- **WHAT TO DO**
Take every line from the listing below that includes "this" and copy it.

-- begin SUPPLIED INFORMATION --

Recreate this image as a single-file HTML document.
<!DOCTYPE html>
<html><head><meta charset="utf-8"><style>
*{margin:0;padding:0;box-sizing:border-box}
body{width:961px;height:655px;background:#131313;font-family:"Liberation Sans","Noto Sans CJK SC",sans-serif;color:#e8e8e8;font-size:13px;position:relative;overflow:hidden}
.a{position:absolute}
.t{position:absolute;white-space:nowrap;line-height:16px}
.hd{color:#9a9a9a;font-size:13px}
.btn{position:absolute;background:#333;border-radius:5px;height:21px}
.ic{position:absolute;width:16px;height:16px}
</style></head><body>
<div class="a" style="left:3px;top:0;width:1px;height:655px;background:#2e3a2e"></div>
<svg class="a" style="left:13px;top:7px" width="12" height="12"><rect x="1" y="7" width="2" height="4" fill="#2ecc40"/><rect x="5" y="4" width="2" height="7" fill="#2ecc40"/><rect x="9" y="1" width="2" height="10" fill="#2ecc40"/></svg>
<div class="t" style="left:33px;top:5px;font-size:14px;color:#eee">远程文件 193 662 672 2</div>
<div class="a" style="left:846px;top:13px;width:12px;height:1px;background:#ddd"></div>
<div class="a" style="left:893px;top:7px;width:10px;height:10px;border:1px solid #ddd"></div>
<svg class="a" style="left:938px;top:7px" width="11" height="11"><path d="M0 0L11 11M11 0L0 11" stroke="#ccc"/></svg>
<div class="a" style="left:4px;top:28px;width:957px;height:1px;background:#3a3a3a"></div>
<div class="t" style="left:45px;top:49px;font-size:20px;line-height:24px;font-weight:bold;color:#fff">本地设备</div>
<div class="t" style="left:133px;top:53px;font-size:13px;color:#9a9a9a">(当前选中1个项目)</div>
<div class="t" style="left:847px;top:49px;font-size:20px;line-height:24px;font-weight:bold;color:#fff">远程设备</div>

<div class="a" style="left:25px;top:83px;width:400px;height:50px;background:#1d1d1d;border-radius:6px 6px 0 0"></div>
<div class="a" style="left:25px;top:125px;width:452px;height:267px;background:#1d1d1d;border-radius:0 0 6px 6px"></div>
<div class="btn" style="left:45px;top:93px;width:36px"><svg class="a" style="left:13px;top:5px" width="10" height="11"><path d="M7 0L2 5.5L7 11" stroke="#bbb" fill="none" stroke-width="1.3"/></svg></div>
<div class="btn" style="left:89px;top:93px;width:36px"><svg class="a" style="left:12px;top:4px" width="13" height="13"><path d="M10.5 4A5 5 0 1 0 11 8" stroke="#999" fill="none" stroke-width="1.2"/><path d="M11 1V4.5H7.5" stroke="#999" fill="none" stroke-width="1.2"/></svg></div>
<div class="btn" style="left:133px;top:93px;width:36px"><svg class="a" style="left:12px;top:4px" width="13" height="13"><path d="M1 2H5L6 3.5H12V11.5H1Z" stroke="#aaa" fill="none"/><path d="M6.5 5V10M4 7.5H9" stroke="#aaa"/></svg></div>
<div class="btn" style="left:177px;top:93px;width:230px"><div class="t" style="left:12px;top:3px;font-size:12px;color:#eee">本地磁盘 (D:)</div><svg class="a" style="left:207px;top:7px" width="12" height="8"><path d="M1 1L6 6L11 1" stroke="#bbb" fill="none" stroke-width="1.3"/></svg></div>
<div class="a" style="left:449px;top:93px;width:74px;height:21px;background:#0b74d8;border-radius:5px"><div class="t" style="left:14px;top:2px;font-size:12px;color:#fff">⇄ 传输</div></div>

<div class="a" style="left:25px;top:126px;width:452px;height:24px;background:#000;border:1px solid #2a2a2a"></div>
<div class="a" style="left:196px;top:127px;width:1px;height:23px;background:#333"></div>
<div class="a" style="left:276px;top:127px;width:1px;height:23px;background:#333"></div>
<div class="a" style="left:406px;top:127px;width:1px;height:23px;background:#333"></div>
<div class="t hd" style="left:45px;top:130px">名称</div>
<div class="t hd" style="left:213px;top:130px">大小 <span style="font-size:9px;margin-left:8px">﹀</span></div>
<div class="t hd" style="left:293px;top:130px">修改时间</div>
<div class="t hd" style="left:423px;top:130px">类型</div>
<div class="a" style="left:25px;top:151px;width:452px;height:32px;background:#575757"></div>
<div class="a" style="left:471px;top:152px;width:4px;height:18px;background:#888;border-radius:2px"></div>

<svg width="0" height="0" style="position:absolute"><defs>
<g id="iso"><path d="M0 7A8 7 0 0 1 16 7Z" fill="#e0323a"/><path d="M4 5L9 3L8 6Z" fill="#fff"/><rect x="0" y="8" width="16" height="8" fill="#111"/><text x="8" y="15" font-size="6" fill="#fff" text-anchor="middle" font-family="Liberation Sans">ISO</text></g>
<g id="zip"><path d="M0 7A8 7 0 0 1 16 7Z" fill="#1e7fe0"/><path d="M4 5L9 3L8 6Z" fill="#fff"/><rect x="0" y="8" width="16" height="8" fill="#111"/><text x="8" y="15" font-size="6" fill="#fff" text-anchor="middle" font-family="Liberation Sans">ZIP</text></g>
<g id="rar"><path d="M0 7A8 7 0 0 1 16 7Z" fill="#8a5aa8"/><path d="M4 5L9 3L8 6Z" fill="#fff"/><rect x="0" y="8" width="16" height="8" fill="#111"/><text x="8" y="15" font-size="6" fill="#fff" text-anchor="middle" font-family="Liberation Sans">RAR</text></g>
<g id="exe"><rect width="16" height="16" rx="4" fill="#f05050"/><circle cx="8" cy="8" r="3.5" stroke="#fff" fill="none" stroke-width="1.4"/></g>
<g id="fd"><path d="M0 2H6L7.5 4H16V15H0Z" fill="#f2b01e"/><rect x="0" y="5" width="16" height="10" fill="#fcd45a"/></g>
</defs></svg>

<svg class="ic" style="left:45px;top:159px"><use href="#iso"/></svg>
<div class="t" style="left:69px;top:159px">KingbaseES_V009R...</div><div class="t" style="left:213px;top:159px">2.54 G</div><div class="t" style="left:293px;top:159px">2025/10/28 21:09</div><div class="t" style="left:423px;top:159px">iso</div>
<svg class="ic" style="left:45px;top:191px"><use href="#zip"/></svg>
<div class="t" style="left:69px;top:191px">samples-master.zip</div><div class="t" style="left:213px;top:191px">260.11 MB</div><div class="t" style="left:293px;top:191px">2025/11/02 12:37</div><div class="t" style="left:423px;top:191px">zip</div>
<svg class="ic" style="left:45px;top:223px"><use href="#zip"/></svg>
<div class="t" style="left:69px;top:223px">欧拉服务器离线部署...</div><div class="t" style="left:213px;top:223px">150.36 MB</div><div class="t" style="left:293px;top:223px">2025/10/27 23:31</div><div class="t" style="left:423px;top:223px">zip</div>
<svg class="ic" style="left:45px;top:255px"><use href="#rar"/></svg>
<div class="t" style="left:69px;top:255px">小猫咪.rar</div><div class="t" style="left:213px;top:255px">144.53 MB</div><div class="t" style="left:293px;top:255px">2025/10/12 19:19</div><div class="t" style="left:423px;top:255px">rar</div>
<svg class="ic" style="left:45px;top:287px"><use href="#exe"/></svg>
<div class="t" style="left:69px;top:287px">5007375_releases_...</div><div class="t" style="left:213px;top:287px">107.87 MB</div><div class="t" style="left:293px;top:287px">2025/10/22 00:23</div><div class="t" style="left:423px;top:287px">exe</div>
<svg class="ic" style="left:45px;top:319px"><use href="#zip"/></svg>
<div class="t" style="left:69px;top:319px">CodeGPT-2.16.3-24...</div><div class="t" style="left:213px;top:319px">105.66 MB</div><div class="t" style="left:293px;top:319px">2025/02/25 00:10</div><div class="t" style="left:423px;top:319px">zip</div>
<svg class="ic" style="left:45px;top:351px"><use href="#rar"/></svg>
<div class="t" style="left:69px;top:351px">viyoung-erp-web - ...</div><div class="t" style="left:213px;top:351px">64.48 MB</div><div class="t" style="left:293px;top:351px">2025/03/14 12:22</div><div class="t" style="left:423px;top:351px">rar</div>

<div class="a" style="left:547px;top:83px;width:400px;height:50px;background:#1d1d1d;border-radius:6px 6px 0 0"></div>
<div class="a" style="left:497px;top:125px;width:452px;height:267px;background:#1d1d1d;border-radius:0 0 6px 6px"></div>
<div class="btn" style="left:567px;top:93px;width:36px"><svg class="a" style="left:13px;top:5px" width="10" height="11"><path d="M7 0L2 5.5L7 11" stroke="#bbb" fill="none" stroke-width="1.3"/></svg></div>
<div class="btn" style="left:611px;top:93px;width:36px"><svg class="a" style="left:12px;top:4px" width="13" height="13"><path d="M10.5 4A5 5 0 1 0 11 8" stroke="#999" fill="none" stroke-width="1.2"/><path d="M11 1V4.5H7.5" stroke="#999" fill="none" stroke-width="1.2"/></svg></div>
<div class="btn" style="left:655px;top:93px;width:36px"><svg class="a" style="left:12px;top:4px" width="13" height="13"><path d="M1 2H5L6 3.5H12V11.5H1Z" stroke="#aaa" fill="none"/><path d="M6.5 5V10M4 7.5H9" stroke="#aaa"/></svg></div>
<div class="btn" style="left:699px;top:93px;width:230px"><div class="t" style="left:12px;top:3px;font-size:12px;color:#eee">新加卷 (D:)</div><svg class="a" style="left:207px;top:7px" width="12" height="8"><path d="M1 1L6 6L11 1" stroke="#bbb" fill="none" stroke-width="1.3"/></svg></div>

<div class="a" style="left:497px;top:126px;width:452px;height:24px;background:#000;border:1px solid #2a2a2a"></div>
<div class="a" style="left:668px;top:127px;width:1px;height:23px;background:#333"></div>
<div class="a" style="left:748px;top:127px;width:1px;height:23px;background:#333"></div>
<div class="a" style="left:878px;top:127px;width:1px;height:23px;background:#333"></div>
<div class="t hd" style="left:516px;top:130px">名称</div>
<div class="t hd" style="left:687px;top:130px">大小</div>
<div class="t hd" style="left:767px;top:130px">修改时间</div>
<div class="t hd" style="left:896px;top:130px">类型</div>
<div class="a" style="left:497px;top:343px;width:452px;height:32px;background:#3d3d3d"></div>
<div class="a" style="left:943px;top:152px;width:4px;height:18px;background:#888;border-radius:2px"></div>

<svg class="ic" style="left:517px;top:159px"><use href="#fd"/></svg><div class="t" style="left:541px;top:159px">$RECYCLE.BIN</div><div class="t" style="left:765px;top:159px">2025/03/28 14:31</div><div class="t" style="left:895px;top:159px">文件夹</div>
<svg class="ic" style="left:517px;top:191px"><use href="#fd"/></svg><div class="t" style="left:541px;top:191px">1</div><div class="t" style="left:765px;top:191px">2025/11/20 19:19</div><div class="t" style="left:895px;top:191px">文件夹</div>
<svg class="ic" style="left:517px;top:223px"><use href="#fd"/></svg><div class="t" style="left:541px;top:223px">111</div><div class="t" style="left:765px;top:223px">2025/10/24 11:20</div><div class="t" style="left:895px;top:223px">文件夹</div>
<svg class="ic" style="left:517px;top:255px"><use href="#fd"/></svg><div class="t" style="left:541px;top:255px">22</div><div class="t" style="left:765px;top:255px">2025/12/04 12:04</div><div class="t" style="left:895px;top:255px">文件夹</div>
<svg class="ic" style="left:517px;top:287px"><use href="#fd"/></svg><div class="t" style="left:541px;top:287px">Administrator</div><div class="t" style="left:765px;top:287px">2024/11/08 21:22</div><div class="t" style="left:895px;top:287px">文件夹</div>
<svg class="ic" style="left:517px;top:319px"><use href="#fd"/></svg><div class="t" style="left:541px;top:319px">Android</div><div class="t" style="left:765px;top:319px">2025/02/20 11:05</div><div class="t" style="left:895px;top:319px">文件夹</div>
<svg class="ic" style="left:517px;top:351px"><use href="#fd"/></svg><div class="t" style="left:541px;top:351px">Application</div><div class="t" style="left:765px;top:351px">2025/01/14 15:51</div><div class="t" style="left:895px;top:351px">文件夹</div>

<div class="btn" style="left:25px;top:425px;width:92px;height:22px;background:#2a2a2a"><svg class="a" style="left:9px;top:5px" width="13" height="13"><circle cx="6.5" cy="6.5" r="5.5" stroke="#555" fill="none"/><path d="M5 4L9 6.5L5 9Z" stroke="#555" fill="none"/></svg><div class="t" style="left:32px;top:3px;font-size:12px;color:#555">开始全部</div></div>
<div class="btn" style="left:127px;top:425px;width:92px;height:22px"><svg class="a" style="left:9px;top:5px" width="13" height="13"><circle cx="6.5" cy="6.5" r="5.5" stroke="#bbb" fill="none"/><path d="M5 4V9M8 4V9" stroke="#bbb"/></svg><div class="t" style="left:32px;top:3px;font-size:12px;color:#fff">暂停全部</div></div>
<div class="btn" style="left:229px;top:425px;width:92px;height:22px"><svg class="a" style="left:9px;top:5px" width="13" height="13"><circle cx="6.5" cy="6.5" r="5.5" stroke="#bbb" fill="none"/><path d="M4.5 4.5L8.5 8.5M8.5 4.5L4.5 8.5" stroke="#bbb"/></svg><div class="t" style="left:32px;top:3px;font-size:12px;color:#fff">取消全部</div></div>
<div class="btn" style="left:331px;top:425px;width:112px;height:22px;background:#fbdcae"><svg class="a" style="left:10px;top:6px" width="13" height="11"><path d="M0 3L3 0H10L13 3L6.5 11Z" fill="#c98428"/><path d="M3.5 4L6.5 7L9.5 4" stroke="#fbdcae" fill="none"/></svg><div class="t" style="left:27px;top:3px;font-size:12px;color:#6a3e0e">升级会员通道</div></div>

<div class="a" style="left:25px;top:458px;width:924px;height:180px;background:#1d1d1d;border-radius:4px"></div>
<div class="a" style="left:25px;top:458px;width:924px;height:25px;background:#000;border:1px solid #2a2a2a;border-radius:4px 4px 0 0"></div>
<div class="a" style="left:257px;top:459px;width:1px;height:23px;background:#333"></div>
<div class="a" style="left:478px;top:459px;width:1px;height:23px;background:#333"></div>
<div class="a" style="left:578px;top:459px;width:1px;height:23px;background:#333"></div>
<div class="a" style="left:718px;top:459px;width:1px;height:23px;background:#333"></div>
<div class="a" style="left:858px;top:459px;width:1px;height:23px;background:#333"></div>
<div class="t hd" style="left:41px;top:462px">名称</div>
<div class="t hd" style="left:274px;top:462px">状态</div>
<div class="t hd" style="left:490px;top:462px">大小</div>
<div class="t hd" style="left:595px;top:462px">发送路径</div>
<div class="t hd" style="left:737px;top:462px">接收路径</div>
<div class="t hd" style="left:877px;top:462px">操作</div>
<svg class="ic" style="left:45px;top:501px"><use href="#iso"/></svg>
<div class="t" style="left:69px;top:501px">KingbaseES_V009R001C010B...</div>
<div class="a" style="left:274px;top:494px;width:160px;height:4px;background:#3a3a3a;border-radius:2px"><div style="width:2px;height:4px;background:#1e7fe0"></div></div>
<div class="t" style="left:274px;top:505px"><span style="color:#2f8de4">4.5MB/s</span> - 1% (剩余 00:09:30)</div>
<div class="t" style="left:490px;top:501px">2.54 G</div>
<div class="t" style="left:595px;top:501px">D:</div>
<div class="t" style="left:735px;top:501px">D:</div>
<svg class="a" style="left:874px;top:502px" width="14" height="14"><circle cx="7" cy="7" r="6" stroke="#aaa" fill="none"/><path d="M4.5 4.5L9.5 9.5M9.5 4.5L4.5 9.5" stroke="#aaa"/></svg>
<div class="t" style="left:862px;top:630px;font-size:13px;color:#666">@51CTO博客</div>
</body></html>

-- end SUPPLIED INFORMATION --
-- begin SUPPLIED INFORMATION --

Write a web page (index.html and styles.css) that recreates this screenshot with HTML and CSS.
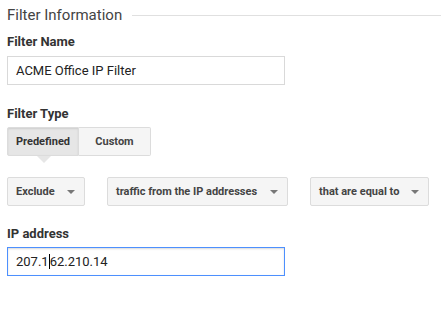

-- end SUPPLIED INFORMATION --
-- begin SUPPLIED INFORMATION --

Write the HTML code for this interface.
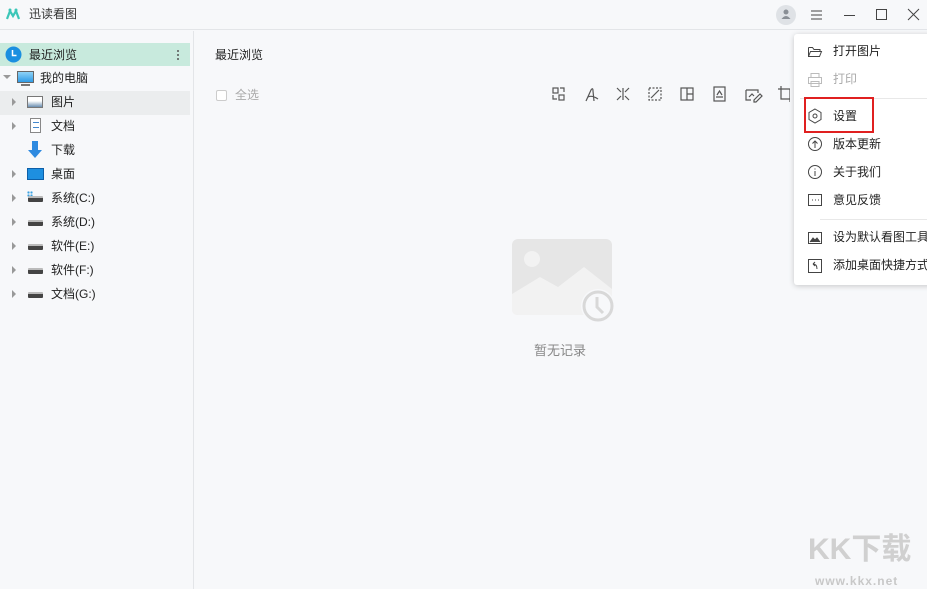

-- end SUPPLIED INFORMATION --

- **COMPLETE ANSWER**
Recreate this image as a single-file HTML document.
Write a web page (index.html and styles.css) that recreates this screenshot with HTML and CSS.
Write the HTML code for this interface.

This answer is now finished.